__TASK TO COMPLETE__. Take the listing from its first line through the line that contains "Link2, Star, X" and please retype those lines exactly, leaving out the pictures.

__DATA BLOCK__.
## BEGIN

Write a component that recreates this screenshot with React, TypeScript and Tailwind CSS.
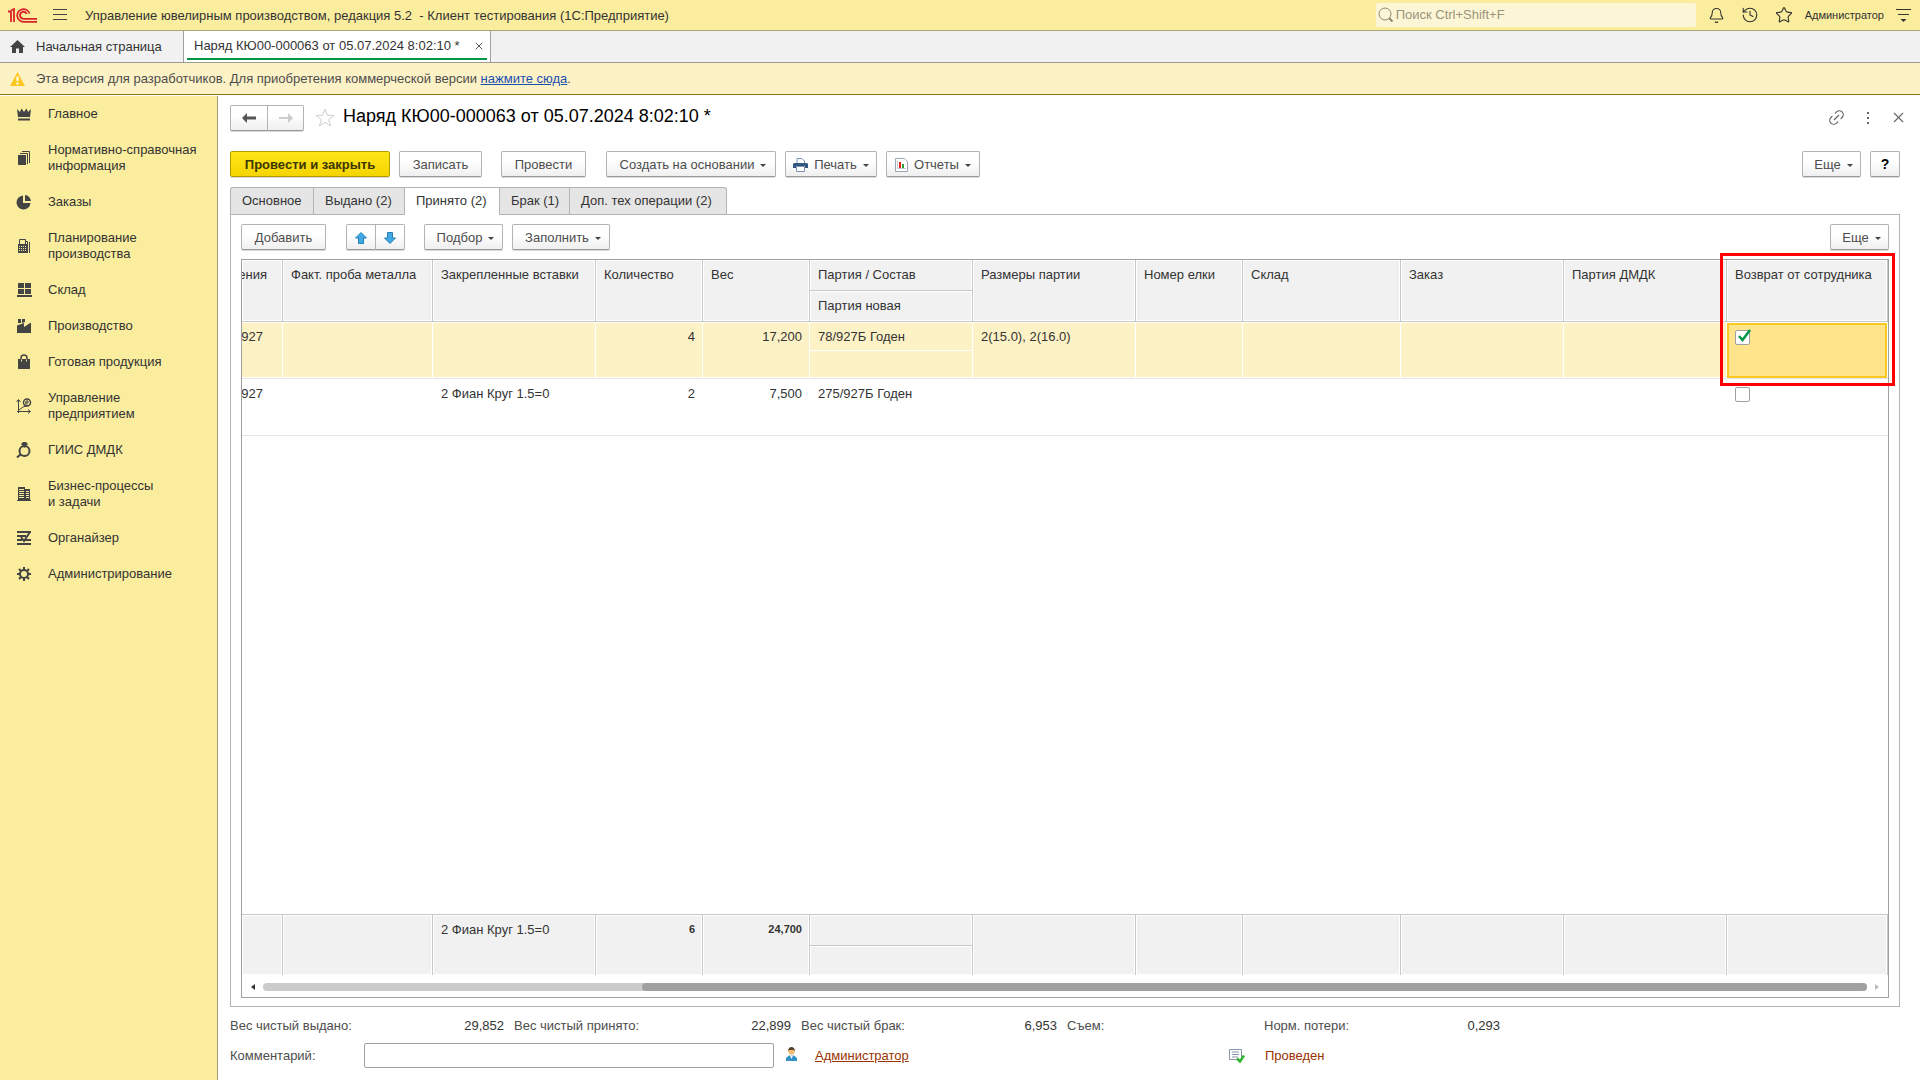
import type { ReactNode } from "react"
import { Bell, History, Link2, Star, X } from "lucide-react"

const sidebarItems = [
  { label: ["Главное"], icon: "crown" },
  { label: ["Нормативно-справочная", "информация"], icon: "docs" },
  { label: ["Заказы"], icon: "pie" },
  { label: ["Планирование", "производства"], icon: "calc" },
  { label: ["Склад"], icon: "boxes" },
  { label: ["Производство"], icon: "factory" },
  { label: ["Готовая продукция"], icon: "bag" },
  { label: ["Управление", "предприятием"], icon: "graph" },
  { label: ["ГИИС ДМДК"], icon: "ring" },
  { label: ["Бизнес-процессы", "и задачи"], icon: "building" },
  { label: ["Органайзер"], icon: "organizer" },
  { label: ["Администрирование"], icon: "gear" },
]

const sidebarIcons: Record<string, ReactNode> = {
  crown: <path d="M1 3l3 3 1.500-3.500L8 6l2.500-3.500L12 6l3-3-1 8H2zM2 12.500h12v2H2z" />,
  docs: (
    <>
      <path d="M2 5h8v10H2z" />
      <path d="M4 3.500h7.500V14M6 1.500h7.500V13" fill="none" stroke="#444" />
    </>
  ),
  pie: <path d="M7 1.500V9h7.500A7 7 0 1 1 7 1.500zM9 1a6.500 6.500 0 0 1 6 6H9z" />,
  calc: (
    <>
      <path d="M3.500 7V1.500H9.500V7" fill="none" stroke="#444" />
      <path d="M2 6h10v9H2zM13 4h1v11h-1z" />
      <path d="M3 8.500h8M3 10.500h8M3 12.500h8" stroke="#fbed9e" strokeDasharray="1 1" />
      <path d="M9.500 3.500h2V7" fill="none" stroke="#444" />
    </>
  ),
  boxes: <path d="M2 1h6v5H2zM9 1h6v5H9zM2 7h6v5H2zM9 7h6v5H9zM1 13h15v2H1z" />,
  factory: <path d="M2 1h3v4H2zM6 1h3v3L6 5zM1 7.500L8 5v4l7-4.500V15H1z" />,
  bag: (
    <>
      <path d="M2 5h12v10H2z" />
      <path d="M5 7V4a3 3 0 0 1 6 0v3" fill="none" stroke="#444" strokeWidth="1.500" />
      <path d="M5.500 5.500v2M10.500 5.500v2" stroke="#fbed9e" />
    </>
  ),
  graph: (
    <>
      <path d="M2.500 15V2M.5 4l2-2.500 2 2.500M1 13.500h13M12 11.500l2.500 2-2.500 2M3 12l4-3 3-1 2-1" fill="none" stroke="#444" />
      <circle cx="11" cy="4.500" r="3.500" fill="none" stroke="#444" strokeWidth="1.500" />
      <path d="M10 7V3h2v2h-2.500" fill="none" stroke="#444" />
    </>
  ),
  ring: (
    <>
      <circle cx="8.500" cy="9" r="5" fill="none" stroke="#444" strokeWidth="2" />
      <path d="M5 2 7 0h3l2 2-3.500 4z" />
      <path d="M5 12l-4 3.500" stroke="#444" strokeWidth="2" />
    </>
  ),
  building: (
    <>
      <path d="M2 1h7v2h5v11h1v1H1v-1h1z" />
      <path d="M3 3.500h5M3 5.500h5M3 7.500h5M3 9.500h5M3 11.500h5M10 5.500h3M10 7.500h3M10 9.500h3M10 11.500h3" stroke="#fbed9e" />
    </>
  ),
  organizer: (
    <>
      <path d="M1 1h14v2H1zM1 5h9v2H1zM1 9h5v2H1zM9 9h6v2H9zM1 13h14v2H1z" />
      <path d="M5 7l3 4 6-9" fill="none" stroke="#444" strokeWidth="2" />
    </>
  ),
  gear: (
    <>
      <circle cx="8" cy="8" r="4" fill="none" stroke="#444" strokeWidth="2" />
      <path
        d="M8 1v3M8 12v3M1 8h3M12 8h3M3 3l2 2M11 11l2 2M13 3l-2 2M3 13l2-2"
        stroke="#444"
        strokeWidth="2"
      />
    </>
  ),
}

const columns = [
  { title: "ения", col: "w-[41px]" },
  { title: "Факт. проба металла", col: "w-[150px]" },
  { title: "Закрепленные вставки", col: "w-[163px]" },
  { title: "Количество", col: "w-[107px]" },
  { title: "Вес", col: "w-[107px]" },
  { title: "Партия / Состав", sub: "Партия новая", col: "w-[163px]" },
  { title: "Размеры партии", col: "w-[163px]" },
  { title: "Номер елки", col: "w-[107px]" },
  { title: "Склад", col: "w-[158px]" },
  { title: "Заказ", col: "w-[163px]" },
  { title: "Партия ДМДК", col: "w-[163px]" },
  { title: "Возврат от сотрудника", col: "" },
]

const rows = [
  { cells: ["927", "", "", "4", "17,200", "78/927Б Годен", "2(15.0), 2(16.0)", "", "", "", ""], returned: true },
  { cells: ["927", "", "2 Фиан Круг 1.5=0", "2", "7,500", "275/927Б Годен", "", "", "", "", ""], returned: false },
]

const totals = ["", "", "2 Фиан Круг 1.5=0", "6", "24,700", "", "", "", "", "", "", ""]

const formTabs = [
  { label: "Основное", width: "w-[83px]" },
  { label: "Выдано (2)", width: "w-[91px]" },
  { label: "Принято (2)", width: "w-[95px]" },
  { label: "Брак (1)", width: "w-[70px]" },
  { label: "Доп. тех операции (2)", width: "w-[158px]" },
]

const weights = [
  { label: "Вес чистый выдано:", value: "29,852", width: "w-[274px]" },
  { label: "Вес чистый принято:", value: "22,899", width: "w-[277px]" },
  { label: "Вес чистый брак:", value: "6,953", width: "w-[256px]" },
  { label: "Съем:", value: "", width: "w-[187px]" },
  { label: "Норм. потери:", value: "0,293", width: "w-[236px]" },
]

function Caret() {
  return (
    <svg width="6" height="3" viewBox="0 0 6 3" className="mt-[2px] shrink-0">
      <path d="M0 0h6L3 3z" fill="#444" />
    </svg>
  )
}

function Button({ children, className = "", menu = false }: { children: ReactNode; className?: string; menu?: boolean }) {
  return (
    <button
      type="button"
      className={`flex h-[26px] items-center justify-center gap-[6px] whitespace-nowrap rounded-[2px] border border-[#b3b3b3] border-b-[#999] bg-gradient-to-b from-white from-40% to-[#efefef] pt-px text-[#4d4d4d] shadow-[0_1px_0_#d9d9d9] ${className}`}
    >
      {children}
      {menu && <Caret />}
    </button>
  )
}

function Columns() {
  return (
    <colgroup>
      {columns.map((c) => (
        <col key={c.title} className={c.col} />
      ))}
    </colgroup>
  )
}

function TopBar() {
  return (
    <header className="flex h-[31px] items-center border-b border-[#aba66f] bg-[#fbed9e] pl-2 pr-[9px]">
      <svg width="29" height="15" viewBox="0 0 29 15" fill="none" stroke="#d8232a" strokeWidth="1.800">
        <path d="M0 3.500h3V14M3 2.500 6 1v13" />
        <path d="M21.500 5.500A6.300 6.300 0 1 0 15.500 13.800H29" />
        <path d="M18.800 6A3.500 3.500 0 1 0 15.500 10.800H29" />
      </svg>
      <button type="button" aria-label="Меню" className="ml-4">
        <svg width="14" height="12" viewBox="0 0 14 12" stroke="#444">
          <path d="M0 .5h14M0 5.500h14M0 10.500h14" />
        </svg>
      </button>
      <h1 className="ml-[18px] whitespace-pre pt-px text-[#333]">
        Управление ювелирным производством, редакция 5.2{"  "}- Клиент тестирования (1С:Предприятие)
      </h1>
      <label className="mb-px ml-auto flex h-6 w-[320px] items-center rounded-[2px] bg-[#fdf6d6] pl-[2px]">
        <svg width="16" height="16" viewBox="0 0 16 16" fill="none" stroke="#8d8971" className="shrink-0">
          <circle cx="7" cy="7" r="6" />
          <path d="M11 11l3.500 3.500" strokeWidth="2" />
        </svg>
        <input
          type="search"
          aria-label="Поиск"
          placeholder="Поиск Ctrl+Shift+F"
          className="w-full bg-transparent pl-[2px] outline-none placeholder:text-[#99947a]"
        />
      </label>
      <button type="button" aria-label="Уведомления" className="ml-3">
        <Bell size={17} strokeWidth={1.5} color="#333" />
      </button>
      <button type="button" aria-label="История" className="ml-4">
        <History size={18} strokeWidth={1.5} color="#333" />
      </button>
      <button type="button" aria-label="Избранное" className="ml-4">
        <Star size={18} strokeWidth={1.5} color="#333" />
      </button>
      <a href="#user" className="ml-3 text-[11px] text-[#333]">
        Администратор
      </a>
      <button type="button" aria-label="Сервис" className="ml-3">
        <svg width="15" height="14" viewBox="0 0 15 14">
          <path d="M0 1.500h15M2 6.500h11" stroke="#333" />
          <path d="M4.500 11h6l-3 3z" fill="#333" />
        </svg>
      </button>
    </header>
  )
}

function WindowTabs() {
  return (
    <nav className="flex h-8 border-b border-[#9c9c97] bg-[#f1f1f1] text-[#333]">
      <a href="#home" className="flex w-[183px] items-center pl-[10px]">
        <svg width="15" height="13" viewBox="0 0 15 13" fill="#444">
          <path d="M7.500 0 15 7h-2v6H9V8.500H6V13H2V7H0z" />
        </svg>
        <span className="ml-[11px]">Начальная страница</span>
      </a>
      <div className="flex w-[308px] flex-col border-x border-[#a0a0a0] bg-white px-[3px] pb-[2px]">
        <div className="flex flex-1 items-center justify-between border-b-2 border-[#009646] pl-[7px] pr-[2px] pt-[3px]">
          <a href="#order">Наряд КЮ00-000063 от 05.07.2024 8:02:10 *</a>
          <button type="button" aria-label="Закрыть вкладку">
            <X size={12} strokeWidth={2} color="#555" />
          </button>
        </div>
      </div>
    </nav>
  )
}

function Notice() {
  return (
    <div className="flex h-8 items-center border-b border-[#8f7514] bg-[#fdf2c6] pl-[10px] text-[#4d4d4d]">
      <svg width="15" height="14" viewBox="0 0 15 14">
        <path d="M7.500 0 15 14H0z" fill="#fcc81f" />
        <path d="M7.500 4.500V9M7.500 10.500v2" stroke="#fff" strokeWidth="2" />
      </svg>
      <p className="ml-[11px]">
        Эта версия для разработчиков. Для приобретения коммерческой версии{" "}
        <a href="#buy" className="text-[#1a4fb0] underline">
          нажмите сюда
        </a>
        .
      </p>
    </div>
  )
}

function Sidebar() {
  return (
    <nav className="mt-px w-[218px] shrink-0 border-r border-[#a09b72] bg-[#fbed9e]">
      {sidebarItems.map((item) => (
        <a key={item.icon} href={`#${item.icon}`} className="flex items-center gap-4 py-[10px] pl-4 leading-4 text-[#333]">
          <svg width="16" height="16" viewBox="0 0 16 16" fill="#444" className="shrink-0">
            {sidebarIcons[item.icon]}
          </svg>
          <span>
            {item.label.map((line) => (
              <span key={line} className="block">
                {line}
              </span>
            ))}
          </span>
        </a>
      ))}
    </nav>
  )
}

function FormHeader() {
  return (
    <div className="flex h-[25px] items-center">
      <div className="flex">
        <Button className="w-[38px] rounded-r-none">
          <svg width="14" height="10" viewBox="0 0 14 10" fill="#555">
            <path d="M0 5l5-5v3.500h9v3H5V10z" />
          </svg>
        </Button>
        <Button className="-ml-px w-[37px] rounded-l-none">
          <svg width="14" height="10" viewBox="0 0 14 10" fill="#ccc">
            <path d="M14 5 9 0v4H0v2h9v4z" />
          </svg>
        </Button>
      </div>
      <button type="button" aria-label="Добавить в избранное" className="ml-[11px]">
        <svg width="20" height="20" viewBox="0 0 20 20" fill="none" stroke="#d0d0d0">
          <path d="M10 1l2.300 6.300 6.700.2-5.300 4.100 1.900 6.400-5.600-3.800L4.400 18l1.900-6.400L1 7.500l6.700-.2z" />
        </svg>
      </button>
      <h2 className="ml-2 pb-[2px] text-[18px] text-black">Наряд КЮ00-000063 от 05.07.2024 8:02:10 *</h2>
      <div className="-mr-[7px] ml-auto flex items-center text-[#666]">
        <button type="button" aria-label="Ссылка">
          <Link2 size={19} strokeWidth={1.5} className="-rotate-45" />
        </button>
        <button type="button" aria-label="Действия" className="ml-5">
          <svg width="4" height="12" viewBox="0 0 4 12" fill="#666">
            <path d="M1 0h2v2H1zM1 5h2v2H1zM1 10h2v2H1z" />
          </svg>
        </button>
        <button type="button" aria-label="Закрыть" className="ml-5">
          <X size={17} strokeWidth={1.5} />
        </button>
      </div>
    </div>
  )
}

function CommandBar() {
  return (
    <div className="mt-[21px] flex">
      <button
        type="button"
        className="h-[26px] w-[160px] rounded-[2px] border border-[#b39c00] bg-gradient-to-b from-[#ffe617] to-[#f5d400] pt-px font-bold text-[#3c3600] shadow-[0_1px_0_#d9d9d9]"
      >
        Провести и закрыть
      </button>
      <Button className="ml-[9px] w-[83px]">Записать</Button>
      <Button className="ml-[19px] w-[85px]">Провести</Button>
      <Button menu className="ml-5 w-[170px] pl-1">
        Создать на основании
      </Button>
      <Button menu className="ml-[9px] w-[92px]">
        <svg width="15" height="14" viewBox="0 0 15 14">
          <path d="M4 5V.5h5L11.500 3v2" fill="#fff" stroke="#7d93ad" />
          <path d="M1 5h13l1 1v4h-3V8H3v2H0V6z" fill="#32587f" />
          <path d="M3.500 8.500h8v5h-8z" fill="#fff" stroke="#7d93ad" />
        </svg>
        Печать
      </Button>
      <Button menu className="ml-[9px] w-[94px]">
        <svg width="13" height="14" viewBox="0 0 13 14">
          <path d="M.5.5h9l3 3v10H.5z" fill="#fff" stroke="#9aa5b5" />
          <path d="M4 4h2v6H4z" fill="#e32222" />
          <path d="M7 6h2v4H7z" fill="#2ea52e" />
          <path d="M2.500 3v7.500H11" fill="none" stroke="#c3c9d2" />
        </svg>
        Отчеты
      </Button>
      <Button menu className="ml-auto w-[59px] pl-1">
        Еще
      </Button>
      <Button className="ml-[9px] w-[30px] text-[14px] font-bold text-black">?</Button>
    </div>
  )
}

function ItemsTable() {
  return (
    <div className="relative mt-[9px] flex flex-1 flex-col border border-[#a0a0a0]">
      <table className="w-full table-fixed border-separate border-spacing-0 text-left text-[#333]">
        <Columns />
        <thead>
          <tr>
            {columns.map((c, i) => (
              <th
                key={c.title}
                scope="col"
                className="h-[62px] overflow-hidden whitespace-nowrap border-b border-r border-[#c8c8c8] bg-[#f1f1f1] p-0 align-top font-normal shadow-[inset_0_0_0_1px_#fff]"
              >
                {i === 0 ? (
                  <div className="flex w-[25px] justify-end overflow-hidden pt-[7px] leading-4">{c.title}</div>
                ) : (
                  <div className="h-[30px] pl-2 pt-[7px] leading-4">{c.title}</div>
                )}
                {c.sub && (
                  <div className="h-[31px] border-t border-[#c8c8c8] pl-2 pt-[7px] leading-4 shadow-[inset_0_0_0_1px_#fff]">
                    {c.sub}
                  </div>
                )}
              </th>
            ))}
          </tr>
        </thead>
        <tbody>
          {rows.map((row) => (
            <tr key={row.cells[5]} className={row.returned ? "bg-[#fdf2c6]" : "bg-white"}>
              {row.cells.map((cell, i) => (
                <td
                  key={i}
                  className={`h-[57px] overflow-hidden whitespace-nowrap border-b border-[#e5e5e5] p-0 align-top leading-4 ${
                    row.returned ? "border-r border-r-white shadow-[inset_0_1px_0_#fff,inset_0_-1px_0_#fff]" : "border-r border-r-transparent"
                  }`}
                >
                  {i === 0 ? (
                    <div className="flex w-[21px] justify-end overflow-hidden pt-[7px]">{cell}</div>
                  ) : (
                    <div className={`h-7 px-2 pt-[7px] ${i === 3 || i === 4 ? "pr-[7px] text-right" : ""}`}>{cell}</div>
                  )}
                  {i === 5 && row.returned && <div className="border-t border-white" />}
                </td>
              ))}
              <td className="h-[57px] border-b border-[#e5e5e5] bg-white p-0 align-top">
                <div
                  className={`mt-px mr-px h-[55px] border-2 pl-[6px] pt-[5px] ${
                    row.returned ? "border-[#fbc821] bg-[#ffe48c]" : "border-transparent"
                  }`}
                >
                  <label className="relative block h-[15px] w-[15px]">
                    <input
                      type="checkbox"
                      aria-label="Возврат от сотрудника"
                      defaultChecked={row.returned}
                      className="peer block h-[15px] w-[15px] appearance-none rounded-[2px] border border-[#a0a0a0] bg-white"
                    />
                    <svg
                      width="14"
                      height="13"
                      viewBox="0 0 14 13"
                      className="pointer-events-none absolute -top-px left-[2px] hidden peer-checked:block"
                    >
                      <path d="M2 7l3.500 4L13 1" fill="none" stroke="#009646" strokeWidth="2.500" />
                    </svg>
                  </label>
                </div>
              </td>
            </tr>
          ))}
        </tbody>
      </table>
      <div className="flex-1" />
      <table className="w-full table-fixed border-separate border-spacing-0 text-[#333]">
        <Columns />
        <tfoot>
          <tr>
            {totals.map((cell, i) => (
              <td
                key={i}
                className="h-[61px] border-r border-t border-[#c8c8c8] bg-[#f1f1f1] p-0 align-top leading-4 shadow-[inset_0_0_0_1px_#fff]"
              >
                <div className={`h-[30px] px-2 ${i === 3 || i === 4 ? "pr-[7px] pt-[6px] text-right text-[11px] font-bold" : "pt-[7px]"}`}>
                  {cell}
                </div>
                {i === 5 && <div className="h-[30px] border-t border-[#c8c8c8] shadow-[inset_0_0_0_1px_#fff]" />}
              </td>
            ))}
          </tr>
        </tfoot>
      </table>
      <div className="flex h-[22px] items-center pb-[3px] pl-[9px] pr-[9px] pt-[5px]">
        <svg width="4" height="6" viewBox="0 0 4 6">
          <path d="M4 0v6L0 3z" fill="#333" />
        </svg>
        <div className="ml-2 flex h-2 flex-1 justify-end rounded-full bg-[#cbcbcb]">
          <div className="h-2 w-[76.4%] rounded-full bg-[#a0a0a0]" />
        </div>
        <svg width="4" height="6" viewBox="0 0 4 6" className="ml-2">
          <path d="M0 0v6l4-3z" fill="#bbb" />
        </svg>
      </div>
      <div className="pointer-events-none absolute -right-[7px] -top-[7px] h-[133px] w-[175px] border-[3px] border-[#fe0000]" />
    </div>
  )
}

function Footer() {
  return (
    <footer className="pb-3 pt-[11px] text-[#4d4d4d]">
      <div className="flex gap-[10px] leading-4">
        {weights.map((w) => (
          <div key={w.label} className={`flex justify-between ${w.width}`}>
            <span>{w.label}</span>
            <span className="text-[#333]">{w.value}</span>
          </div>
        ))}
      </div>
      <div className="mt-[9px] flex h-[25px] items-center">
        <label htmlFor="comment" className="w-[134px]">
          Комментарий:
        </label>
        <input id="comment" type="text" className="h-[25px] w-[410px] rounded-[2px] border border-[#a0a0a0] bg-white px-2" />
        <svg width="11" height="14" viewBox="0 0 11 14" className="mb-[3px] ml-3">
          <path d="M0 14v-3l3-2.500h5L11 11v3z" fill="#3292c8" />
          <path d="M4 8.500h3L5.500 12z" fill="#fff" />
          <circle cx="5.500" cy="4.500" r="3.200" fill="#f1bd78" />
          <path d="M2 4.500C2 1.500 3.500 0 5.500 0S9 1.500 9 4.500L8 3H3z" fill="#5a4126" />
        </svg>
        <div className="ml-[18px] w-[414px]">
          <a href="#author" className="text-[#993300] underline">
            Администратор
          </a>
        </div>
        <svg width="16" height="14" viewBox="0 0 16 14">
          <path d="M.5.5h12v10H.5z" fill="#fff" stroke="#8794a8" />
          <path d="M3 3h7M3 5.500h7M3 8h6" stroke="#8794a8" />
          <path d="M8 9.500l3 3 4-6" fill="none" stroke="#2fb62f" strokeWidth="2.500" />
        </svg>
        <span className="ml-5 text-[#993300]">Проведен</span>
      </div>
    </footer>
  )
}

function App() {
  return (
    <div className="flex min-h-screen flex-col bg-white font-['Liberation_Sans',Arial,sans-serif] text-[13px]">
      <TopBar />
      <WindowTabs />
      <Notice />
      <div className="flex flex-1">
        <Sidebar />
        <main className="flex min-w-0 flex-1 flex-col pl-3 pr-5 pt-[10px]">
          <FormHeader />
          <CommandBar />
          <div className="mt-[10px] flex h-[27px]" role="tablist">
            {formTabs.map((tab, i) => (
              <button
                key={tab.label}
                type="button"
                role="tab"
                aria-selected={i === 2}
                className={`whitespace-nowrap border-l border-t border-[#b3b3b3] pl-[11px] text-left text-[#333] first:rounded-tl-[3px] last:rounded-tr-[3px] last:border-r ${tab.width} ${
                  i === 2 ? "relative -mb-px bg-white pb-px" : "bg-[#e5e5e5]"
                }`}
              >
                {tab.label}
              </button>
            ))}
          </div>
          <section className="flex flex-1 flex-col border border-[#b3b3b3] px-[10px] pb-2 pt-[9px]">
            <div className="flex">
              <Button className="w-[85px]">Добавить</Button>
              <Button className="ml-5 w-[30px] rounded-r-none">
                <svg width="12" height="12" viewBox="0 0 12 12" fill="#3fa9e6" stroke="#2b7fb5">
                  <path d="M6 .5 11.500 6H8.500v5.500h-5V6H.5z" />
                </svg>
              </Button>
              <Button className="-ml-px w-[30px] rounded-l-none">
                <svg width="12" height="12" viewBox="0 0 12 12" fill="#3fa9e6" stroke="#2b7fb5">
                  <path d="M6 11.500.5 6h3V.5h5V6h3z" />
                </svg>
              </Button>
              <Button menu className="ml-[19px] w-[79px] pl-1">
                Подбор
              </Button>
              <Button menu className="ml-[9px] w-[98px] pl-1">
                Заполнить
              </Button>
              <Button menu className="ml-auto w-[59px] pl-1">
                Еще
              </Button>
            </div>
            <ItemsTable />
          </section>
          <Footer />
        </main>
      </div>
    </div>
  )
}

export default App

## END

__SOLUTION__.
Write a component that recreates this screenshot with React, TypeScript and Tailwind CSS.
import type { ReactNode } from "react"
import { Bell, History, Link2, Star, X } from "lucide-react"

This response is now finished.